**Your objective:**
What is the number of lines holding the word "components"? Give that number alone.

**Dataset excerpt:**

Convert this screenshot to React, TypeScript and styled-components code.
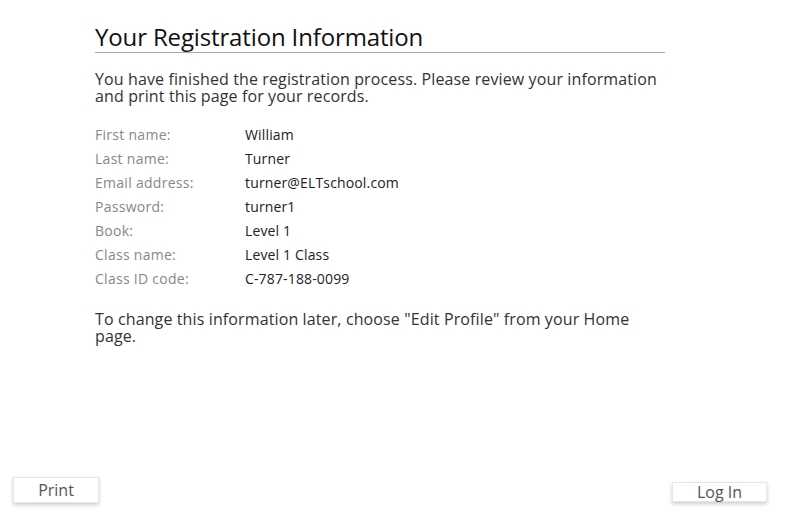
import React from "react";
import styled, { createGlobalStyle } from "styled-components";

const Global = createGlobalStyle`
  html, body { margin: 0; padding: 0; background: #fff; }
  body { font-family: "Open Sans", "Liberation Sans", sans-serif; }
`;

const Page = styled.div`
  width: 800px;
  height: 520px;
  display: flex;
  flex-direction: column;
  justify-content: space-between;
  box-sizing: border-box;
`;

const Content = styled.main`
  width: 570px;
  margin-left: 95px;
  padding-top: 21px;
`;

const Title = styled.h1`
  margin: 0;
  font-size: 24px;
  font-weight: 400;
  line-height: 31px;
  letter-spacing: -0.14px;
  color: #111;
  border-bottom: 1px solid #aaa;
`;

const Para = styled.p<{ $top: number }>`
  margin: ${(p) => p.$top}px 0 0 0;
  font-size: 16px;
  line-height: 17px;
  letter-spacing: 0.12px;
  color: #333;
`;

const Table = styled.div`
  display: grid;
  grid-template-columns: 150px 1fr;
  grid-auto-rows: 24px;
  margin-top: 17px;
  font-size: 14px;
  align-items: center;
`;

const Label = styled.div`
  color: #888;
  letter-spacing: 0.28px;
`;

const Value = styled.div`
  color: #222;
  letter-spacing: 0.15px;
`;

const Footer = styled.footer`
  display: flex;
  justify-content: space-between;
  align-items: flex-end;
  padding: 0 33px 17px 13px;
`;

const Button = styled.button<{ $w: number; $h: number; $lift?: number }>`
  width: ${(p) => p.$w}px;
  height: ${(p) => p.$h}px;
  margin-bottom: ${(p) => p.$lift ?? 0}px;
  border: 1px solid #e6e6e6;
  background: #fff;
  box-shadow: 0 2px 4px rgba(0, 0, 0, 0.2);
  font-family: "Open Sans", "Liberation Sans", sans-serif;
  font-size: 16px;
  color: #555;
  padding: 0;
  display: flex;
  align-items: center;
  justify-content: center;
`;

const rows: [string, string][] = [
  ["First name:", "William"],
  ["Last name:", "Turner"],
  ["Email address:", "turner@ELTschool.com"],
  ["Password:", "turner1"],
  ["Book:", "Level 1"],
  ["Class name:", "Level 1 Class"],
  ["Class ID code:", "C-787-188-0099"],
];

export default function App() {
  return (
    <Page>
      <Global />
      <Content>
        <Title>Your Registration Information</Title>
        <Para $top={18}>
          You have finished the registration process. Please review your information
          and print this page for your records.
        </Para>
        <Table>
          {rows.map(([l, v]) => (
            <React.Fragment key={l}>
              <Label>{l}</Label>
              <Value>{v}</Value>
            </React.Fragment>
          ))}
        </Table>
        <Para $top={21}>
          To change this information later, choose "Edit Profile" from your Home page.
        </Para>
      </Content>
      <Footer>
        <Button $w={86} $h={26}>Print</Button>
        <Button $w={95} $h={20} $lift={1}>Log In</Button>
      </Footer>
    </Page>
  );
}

**Exercise result:**
2